Every generation has its own idea of the romantic-comedy: the screwball japes of the 1930s, the second-wave feminism of the 1980s, the raunchy male gaze of the 2000s, and then, in our modern era, the great confessional. And the definitive text of this latest variety is Lena Dunham’s Girls, a startlingly funny TV show that, from 2012 to 2017, embraced the ambient horror of millennial dating. This week, Dunham returns with her sophomore show, Netflix’s Too Much. Co-created with her partner, Luis Felber, it looks back through the ages to sound a paean to the romcoms of yesteryear.
Meg Stalter is Jessica, an executive at a New York advertising agency who, after the breakdown of her relationship (and her mental health), is dispatched to London to oversee a shoot. Her charmless ex Zeb (Michael Zeben) has shacked up with an impossibly chipper influencer played by Emily Ratajkowski. So, naturally, Jess seizes the chance for escape. And she makes immediate emotional inroads by meeting Will Sharpe’s Felix, a washed-up musician with hair so fabulous it might’ve walked out of a Hugh Grant mugshot. Their romance – full of predictable obstacles – embraces, and then busts, romcom clichés. “When I trust my own instincts,” Jess notes, “chaos always follows.” And so it does, as life and work and love and purpose collide in a London that proves to be woefully undersold by the work of Richard Curtis.
Stalter – who emerged via social media and rose to fame on Sky’s near-perfect comedy, Hacks – has a generational charisma. The comparison to Dunham herself is lazy but inevitable. And there is a clear similarity in the manically self-deprecating delivery. “I tell the truth, almost to a fault,” she confesses. That’s a function of Dunham’s writing, which Stalter augments by flirting with surrealism. Jess’s time in London starts with her setting herself on fire and goes on to include cocaine, ketamine, spit play, donkey farms, and seduction by a professional footballer. “You’re a messy one, aren’t you?” the Leyton Orient midfielder observes. This fusion of an inimitable writing style and a top-level comic performer should result in a show that is more than the sum of its parts, and yet Too Much feels strangely limited.
Part of this is a function of appearing on Netflix. This guarantees that Too Much looks actively bad, utilising Netflix’s flat, over-saturated colour palette (yet incorporating other scenes that look blown-out, like they are waiting for a final colour grade). TV doesn’t need as cheap visuals as Netflix is currently insisting upon (as we’ve seen by the sumptuous production of shows, such as The Studio, on AppleTV+). And then there is the comparison with Dunham’s prior work. It is not fair to compare Too Much to a seminal work like Girls, but generic constraints feel more imposed here. The shenanigans appear with metronomic regularity, the bubblegum pop music bookending each episode. The protagonist might object to the “messy” descriptor – “I hate that word,” she informs a dinner party, “a diss that’s risen in popularity in recent years” – yet the truth is the show might have benefited from more mess.

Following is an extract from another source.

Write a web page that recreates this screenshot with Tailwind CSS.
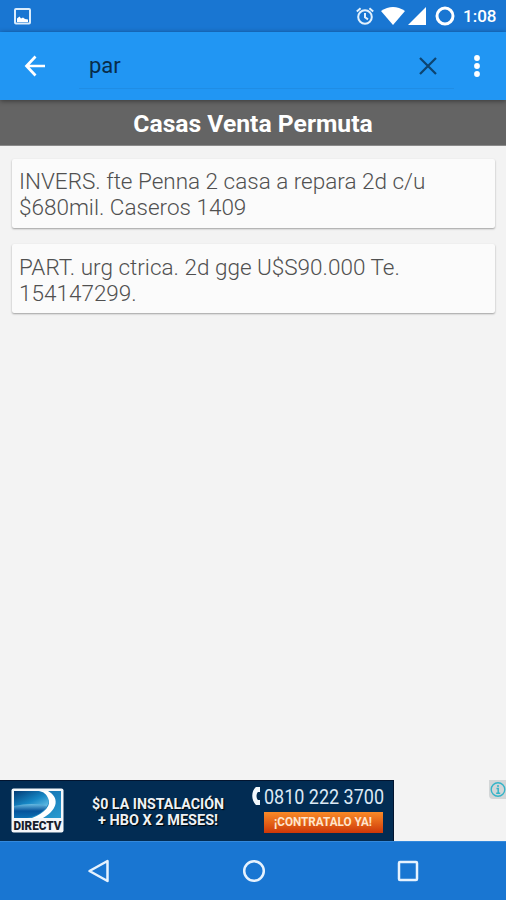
<!DOCTYPE html>
<html lang="es">
<head>
<meta charset="utf-8">
<title>Casas Venta Permuta</title>
<script src="https://cdn.jsdelivr.net/npm/@tailwindcss/browser@4"></script>
</head>
<body class="w-[506px] h-[900px] overflow-hidden bg-[#f3f3f3] font-['Roboto',sans-serif]">
<div class="flex flex-col h-[900px]">
  <!-- Status bar -->
  <div class="h-8 shrink-0 bg-[#1976d2] flex items-center justify-between pl-[14px] pr-[9px] text-white">
    <svg class="w-[17px] h-[17px]" viewBox="0 0 17 17"><rect x="1" y="1" width="15" height="14.500" rx="1" fill="none" stroke="#d9ecfc" stroke-width="2"/><path d="M3 14V10.500l2.500-2 1.500 2 2-1 2 1.500 3 .5V14z" fill="#fff"/></svg>
    <div class="flex items-center">
      <svg class="w-[18px] h-[18px]" viewBox="0 0 18 18" fill="none" stroke="#e3f1fd" stroke-width="2"><circle cx="9" cy="10" r="6.800"/><path d="M9 6v4.300l3 2M.8 4.500 4.600 1.300M17.200 4.500 13.400 1.300" stroke-width="2"/></svg>
      <svg class="w-6 h-[18px] ml-[7px]" viewBox="0 0 24 18"><path d="M0 4Q12-4 24 4L12 18z" fill="#fff"/></svg>
      <svg class="w-[18px] h-[18px] ml-[3px]" viewBox="0 0 18 18"><path d="M18 0V18H0z" fill="#fff"/></svg>
      <svg class="w-5 h-5 ml-[9px]" viewBox="0 0 20 20"><circle cx="10" cy="10" r="8" fill="none" stroke="#fff" stroke-width="3"/></svg>
      <span class="ml-[8px] w-[34px] text-[17px] font-medium leading-8 whitespace-nowrap">1:08</span>
    </div>
  </div>
  <!-- Search toolbar -->
  <div class="h-[68px] shrink-0 bg-[#2196f3] flex items-center relative z-10 shadow-[0_1px_5px_rgba(0,0,0,0.45)]">
    <svg class="w-[22px] h-[22px] ml-6" viewBox="0 0 22 22" fill="none" stroke="#fff" stroke-width="2.700"><path d="M21 11H3M11.500 1.500 2.500 11l9 9.500"/></svg>
    <div class="ml-[33px] w-[375px] h-[54px] mt-[-8px] flex items-center justify-between pl-[10px] pr-[17px] pt-[8px] border-b border-[#1f8de5]">
      <span class="text-[22px] leading-[28px] text-[#082c49]">par</span>
      <svg class="w-[18px] h-[18px]" viewBox="0 0 18 18" fill="none" stroke="#0d4470" stroke-width="2.200"><path d="m1 1 16 16M17 1 1 17"/></svg>
    </div>
    <svg class="w-[6px] h-[22px] ml-5" viewBox="0 0 6 22" fill="#fff"><circle cx="3" cy="3" r="2.900"/><circle cx="3" cy="11" r="2.900"/><circle cx="3" cy="19" r="2.900"/></svg>
  </div>
  <!-- Section title -->
  <h1 class="h-[46px] shrink-0 bg-[#646464] border-b border-[#8a8a8a] text-white font-bold text-[24.700px] leading-[48px] text-center">Casas Venta Permuta</h1>
  <!-- Listings -->
  <main class="flex-1 flex flex-col gap-4 pt-[13px] pl-3 pr-[11px] text-[22.500px] leading-[26px] text-[#505050] font-light">
    <div class="h-[69px] bg-[#fbfbfb] pl-[7px] pt-[9px] rounded-[2px] shadow-[0_1px_2px_rgba(0,0,0,0.35)]">INVERS. fte Penna 2 casa a repara 2d c/u<br>$680mil. Caseros 1409</div>
    <div class="h-[69px] bg-[#fbfbfb] pl-[7px] pt-[10px] rounded-[2px] shadow-[0_1px_2px_rgba(0,0,0,0.35)]">PART. urg ctrica. 2d gge U$S90.000 Te.<br>154147299.</div>
  </main>
  <!-- Ad banner -->
  <div class="h-[61px] shrink-0 flex justify-between items-start">
    <div class="w-[394px] h-[61px] bg-[#022c53] border-t border-r border-[#02142f] flex">
      <svg class="w-[54px] h-[45px] ml-[11px] mt-[7px]" viewBox="0 0 54 45">
        <defs>
          <linearGradient id="sky" x1="0" y1="0" x2=".6" y2="1"><stop offset="0" stop-color="#033b75"/><stop offset=".5" stop-color="#1687c5"/><stop offset="1" stop-color="#8ddaf5"/></linearGradient>
          <linearGradient id="deep" x1="0" y1="0" x2="0" y2="1"><stop offset="0" stop-color="#6abce2"/><stop offset=".5" stop-color="#06539b"/><stop offset="1" stop-color="#0b6eb2"/></linearGradient>
          <linearGradient id="edge" x1="0" y1="0" x2="1" y2="1"><stop offset="0" stop-color="#0a62a6"/><stop offset="1" stop-color="#2a9bd0"/></linearGradient>
        </defs>
        <rect x=".5" y=".5" width="52" height="44" rx="2" fill="#f4f7fa"/>
        <path d="M3 3H50V30H3z" fill="url(#edge)"/>
        <path d="M3 3H25C36 4 41 12 36 18 30 26 17 29 3 30z" fill="url(#sky)"/>
        <path d="M3 18Q22 14 36 18 31 27 16 30H3z" fill="url(#deep)"/>
        <path d="M28 3H37C48 9 48 21 32 30H21C34 25 41 17 37 10 35 6 33 4 28 3z" fill="#fff"/>
        <text x="2.500" y="42" textLength="48" lengthAdjust="spacingAndGlyphs" font-family="Roboto, sans-serif" font-size="12" font-weight="900" fill="#17202c">DIRECTV</text>
      </svg>
      <div class="w-[140px] ml-[23px] pt-[15px] text-[#edf1f5]">
        <svg class="block w-[140px] h-[15px] overflow-visible" viewBox="0 0 140 15" font-family="Roboto, sans-serif" font-weight="bold" font-size="14" fill="currentColor"><text x="4" y="13" textLength="132" lengthAdjust="spacingAndGlyphs" class="[text-shadow:1px_1px_1px_#000]">$0 LA INSTALACIÓN</text></svg>
        <svg class="block w-[140px] h-[15px] overflow-visible" viewBox="0 0 140 15" font-family="Roboto, sans-serif" font-weight="bold" font-size="14" fill="currentColor"><text x="10" y="13.500" textLength="120" lengthAdjust="spacingAndGlyphs" class="[text-shadow:1px_1px_1px_#000]">+ HBO X 2 MESES!</text></svg>
      </div>
      <div class="flex flex-col ml-[22px] mt-[4px] w-[136px]">
        <svg class="w-[136px] h-[24px] overflow-visible" viewBox="0 0 136 24">
          <path d="M10 2H6C1 6 1 15 6 20H10V15H8C6 13 6 9 8 7H10z" fill="#f2f8fd"/>
          <text x="14" y="18.500" textLength="120" lengthAdjust="spacingAndGlyphs" font-family="Roboto, sans-serif" font-size="20" fill="#dce9f5">0810 222 3700</text>
        </svg>
        <div class="ml-[14px] mt-[3px] w-[119px] h-[21px] bg-linear-to-b from-[#fa8a27] to-[#cd3608]">
          <svg class="w-[119px] h-[21px] overflow-visible" viewBox="0 0 119 21"><text x="10" y="14" textLength="98" lengthAdjust="spacingAndGlyphs" font-family="Roboto, sans-serif" font-weight="bold" font-size="13" fill="#ffe5cc">¡CONTRATALO YA!</text></svg>
        </div>
      </div>
    </div>
    <svg class="w-[17px] h-[19px]" viewBox="0 0 17 19"><path d="M0 0H17V19H4Q0 19 0 15z" fill="#d3d6d7"/><circle cx="9" cy="9.500" r="6.800" fill="none" stroke="#35b4c8" stroke-width="1.400"/><path d="M9 5v2M7.500 8.500H9.200V13M7.200 13.300h4" fill="none" stroke="#35b4c8" stroke-width="1.500"/></svg>
  </div>
  <!-- Navigation bar -->
  <div class="h-[59px] shrink-0 bg-[#1976d2] border-t border-[#3389dd] flex items-center justify-between pl-[87px] pr-[86px]">
    <svg class="w-6 h-6" viewBox="0 0 24 24" fill="none" stroke="#e6f2fe" stroke-width="2.500" stroke-linejoin="round"><path d="M20.500 2V22L2.500 12z"/></svg>
    <svg class="w-6 h-6" viewBox="0 0 24 24" fill="none" stroke="#e6f2fe" stroke-width="2.500"><circle cx="12" cy="12" r="9.800"/></svg>
    <svg class="w-6 h-6" viewBox="0 0 24 24" fill="none" stroke="#e6f2fe" stroke-width="2.500"><rect x="3" y="3" width="18" height="18" rx="1"/></svg>
  </div>
</div>
</body>
</html>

This is not to say that Too Much is unenjoyable, just that it feels more like Starstruck than Hacks. A galaxy of stars and a panoply of references will keep people entertained. There are cameos for the likes of Jessica Alba, Kit Harington, Naomi Watts, Stephen Fry, and a deliciously depraved Andrew Scott, as well as returning Girls alumni Rita Wilson, Andrew Rannells, Richard E Grant and Dunham herself, who plays Jess’s depressive sister, Nora. As a romantic lead, Sharpe (so brilliant in the second season of The White Lotus) makes Felix an unexpectedly layered, sympathetic foil. Each episode riffs on the name of a classic romance film, while the series is littered with clips from movies as varied as Sense and Sensibility, Atonement, and Paddington. This may not be the first series in recent years to deconstruct the conventions of the romantic comedy, but none has done it with a better combination of respect and irreverence.
Romcoms, ultimately, grapple with the question of how to be happy. The comedy is incidental; the romance essential. Dunham flips the script. The fundamental question of Too Much is about the approach to adulthood. Should we see it as “a series of things that we don’t want to do but we have to” (Jess’s argument), or “trying to make sure you can do the things that you actually do want to do” (Felix’s rebuttal)? Cutting through the bulls*** means that you must arrive at something more profound, and this is something that Dunham, even when operating in first gear, is singularly equipped to deliver.